Diese Kriterien sieht die Kammer vorliegend als erfüllt an. Bei einem Tanzclub mit einer Tanzfläche von nur 20 qm und einem Gastraum von nur 48 qm sowie Betriebszeiten zwischen 21:00 Uhr und 03:00 Uhr realisiert sich gerade das aufgrund dieses Geschäftsmodells bestehende besondere Infektionsrisiko, denn Sinn und Zweck der Schließungsanordnungen bestand in der Verhinderung sozialer Kontakte in Betrieben mit möglichst engem Kundenkontakt.

Das wirtschaftliche Interesse des Arbeitgebers an möglichst hohem Kundenverkehr erhöht zugleich das Risiko einer sich ausweitenden Epidemie. Die Zuweisung des Betriebsrisikos rechtfertigt sich aus dem Umstand, dass sein Geschäft „in guten wie in schlechten Tagen“ auf Kundenverkehr bzw. hohe Besucherzahl ausgerichtet ist.

Schließlich handelt es sich bei der Corona-Pandemie auch nicht um ein völlig unvorhergesehenes Ereignis. Das verwirklichte Betriebsrisiko lässt sich durch Rücklagen oder den Abschluss einer Betriebsschließungsversicherung theoretisch einkalkulieren.

Der Arbeitgeber kann zudem für seine Beschäftigten Kurzarbeitergeld beantragen (dies war vorliegend aufgrund der nur geringfügigen Beschäftigung nicht möglich) oder betriebsbedingte Kündigungen aussprechen.

Ob man die Pandemie als „Naturkatastrophe“ oder „höhere Gewalt“ ansehen mag, kann dahinstehen, denn auch dies führte nicht per se zu dem beklagtenseits gewünschten Ergebnis.

Der Arbeitgeber trägt grundsätzlich auch für Naturkatastrophen das Lohnrisiko, denn auch insoweit realisiert sich typischerweise das Betriebsrisiko.
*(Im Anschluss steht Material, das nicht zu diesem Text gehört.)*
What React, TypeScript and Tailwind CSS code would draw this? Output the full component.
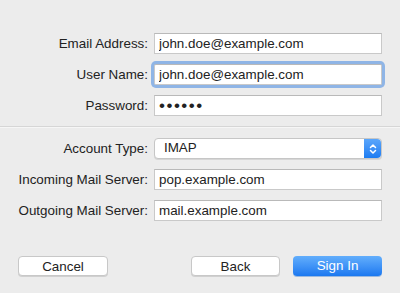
import { FC } from 'react';

const fieldClass =
  'h-[21px] w-full border border-[#c9c9c9] border-t-[#b9b9b9] bg-white px-[4px] text-[13.4px] text-[#222] outline-none';

const Label: FC<{ text: string }> = function ({ text }) {
  return <label className="text-right text-[13.4px] leading-[21px] text-[#222]">{text}</label>;
};

const Stepper: FC = function () {
  return (
    <span className="flex h-full w-[17px] items-center justify-center rounded-r-[4px] bg-gradient-to-b from-[#5aa6fb] to-[#1b7cf2]">
      <svg width="8" height="12" viewBox="0 0 8 12" fill="none" stroke="white" strokeWidth="1.5" strokeLinecap="round" strokeLinejoin="round">
        <path d="M1.5 4.5 4 2l2.5 2.5" />
        <path d="M1.5 7.5 4 10l2.5-2.5" />
      </svg>
    </span>
  );
};

const App: FC = function () {
  return (
    <div
      className="flex h-[293px] w-[400px] flex-col bg-[#ececec] px-[18px] pt-[33px]"
      style={{ fontFamily: '"Liberation Sans", Arial, sans-serif' }}
    >
      <div className="grid grid-cols-[130px_228px] gap-x-[6px] gap-y-[10px]">
        <Label text="Email Address:" />
        <input className={fieldClass} readOnly defaultValue="john.doe@example.com" />
        <Label text="User Name:" />
        <input
          className={`${fieldClass} rounded-[2px] shadow-[0_0_0_3px_#8fb5e6]`}
          readOnly
          defaultValue="john.doe@example.com"
        />
        <Label text="Password:" />
        <input
          className={`${fieldClass} text-[17px] tracking-[1.5px]`}
          type="password"
          readOnly
          defaultValue="secret"
        />
      </div>

      <div className="-mx-[18px] mt-[10px] mb-[10px] h-[2px] border-t border-[#d6d6d6] bg-[#f6f6f6]" />

      <div className="grid grid-cols-[130px_228px] gap-x-[6px] gap-y-[10px]">
        <Label text="Account Type:" />
        <div className="flex h-[21px] items-center rounded-[4px] border border-[#c6c6c6] bg-white shadow-[0_1px_0_#d6d6d6]">
          <span className="flex-1 pl-[9px] text-[13.4px] text-[#222]">IMAP</span>
          <Stepper />
        </div>
        <Label text="Incoming Mail Server:" />
        <input className={fieldClass} readOnly defaultValue="pop.example.com" />
        <Label text="Outgoing Mail Server:" />
        <input className={fieldClass} readOnly defaultValue="mail.example.com" />
      </div>

      <div className="mt-[35px] flex items-center">
        <button
          type="button"
          className="h-[20px] w-[90px] rounded-[4px] border border-[#c8c8c8] bg-white text-[13.4px] text-[#222] shadow-[0_1px_0_#d0d0d0]"
        >
          Cancel
        </button>
        <div className="flex-1" />
        <button
          type="button"
          className="h-[20px] w-[89px] rounded-[4px] border border-[#c8c8c8] bg-white text-[13.4px] text-[#222] shadow-[0_1px_0_#d0d0d0]"
        >
          Back
        </button>
        <button
          type="button"
          className="ml-[13px] h-[20px] w-[89px] rounded-[4px] bg-gradient-to-b from-[#62aefc] to-[#1a78f0] text-[13.4px] text-white shadow-[0_1px_0_#9bb9df]"
        >
          Sign In
        </button>
      </div>
    </div>
  );
};

export default App;
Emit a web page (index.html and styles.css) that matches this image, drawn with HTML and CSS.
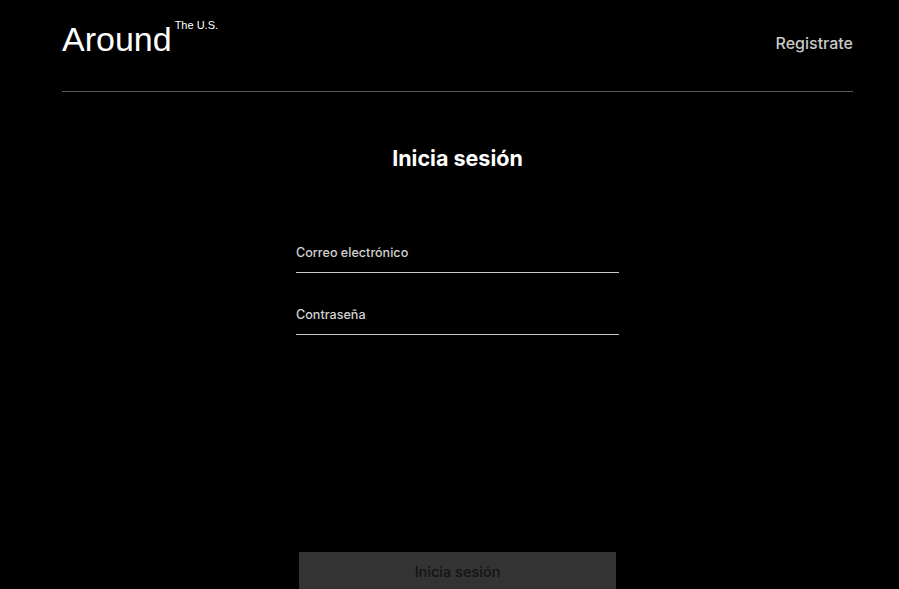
FILE: index.html
```html
<!DOCTYPE html>
<html lang="es">
<head>
<meta charset="utf-8">
<title>Around - Inicia sesión</title>
<link rel="stylesheet" href="styles.css">
</head>
<body>
<div class="page">
  <header class="header">
    <div class="logo">Around<sup class="logo-sup">The U.S.</sup></div>
    <a class="nav-link" href="#">Registrate</a>
  </header>
  <main class="auth">
    <h1 class="auth-title">Inicia sesión</h1>
    <form class="auth-form">
      <div class="field"><span class="field-label">Correo electrónico</span></div>
      <div class="field"><span class="field-label">Contraseña</span></div>
      <button class="auth-button" type="button">Inicia sesión</button>
    </form>
  </main>
</div>
</body>
</html>
```
FILE: styles.css
```css
html, body {
  margin: 0;
  padding: 0;
  background: #000;
  height: 100%;
  overflow: hidden;
}
body {
  font-family: Inter, "Liberation Sans", sans-serif;
  color: #fff;
}
.page {
  margin-left: 62px;
  width: 791px;
}
.header {
  display: flex;
  justify-content: space-between;
  align-items: flex-start;
  border-bottom: 1px solid #5a5a5a;
  box-sizing: border-box;
  height: 92px;
}
.logo {
  font-family: "Liberation Sans", Arial, sans-serif;
  font-size: 34px;
  line-height: 1;
  margin-top: 22px;
  display: flex;
  align-items: flex-start;
}
.logo-sup {
  font-size: 11px;
  line-height: 1;
  margin-left: 3px;
  margin-top: -2px;
  vertical-align: baseline;
}
.nav-link {
  color: #c9c9c9;
  text-decoration: none;
  font-size: 16px;
  font-weight: 500;
  margin-top: 33px;
  line-height: 20px;
}
.auth {
  display: flex;
  flex-direction: column;
  align-items: center;
}
.auth-title {
  font-size: 21.5px;
  font-weight: 700;
  margin: 54px 0 0;
  line-height: 24px;
}
.auth-form {
  width: 323px;
  display: flex;
  flex-direction: column;
  margin-top: 74px;
}
.field {
  border-bottom: 1px solid #c9c9c9;
  padding: 1px 0 11px;
  margin-bottom: 34px;
}
.field + .field {
  margin-top: -1px;
}
.field-label {
  font-size: 12.6px;
  font-weight: 500;
  color: #d2d2d2;
  line-height: 16px;
  display: block;
}
.auth-button {
  align-self: center;
  width: 317px;
  height: 40px;
  margin-top: 183px;
  background: #333;
  border: none;
  color: #141414;
  font-family: Inter, "Liberation Sans", sans-serif;
  font-size: 14.5px;
  font-weight: 500;
  padding: 0 0 2px;
}
```
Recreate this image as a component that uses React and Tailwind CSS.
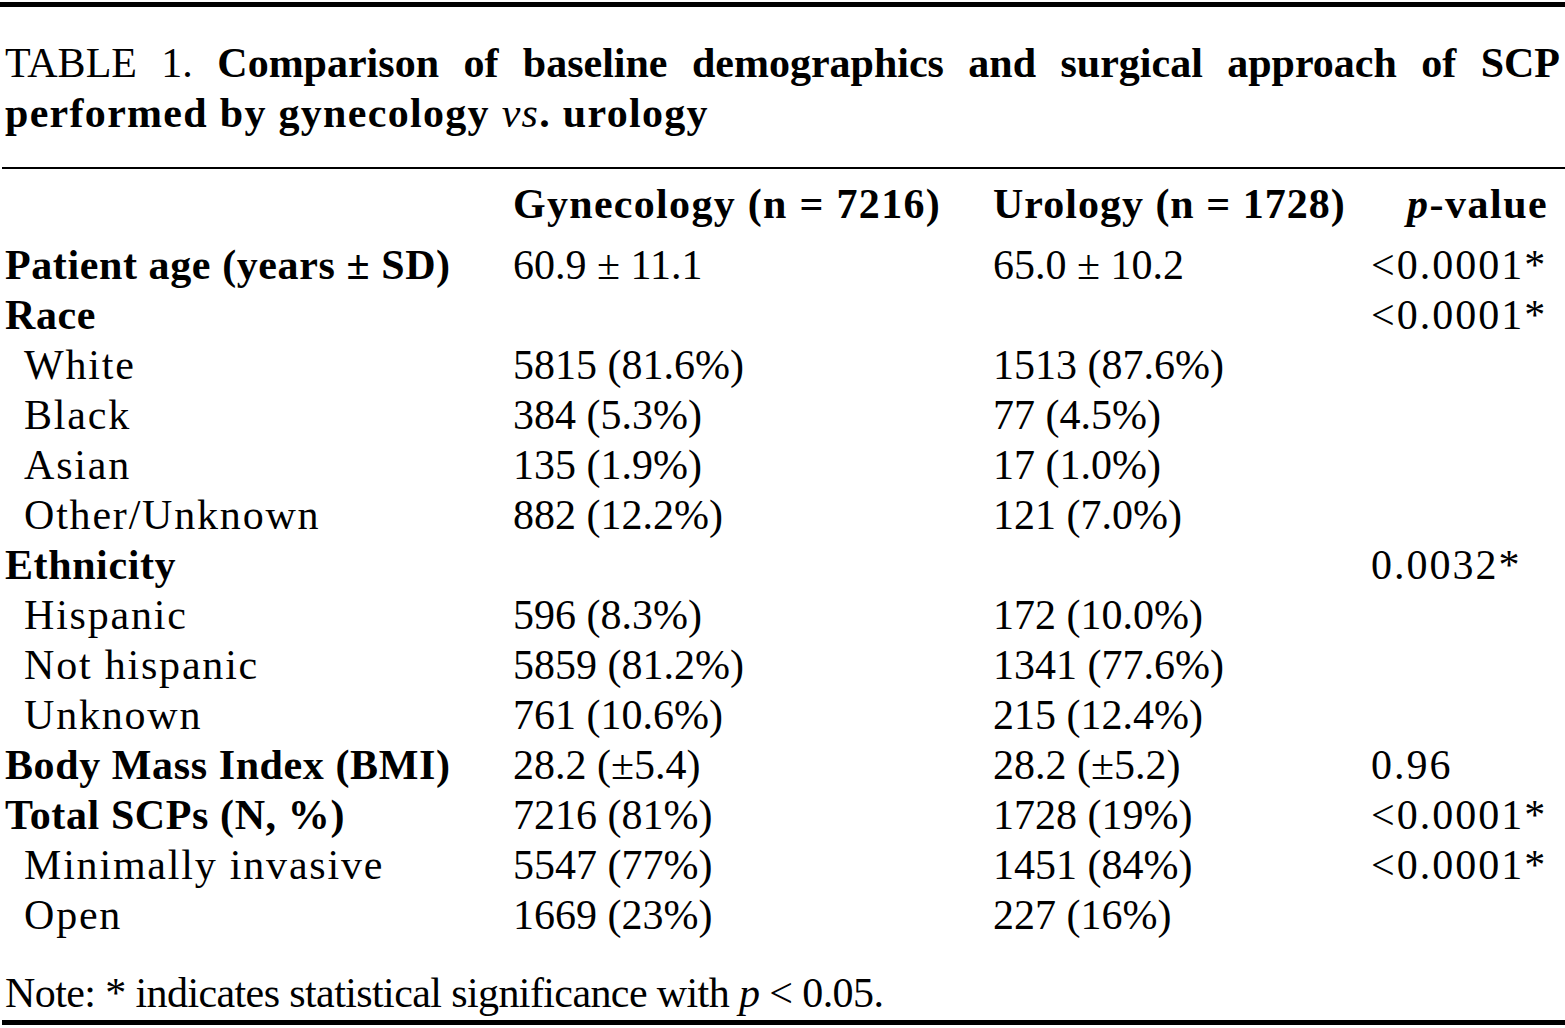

Unbeschadet dessen, erfolgte die Schließung des Betriebes der Beklagten nicht aufgrund der Pandemie (im Gegenteil: weite Teil der Wirtschaft und gerade der Gastronomie sind der Auffassung, eine Schließung sei bei Einhaltung eines Hygienekonzepts nicht notwendig), sondern der Anordnungen der Exekutive. Die Betriebsstörung tritt durch einen politischen Ermessensakt ein, der im Kern den Zweck hat, die Infizierung der Bevölkerung zu verlangsamen, um sie besser behandelbar zu machen (Verhinderung des Zusammenbruchs der Gesundheitsversorgung).

Nicht die Epidemie macht damit die Fortsetzung des Betriebs unmöglich, sondern die politische Entscheidung, Unternehmungen zu untersagen, deren wirtschaftliche Betätigung entweder auf viele Kunden zielt oder die so kundennah arbeiten, dass Infektionsgefahr besteht. Es handelt sich also um eine wertende, gesundheitspolitische, behördliche Entscheidung mit erheblichem Ermessensspielraum, die Epidemie nicht einfach „auszusitzen“ und zahlreiche Todesfälle in Kauf zu nehmen, sondern Betriebe mit einer bestimmten Struktur einzuschränken oder stillzulegen.

Aufgrund der Betriebsschließung war ein Angebot gem. § 296 BGB entbehrlich.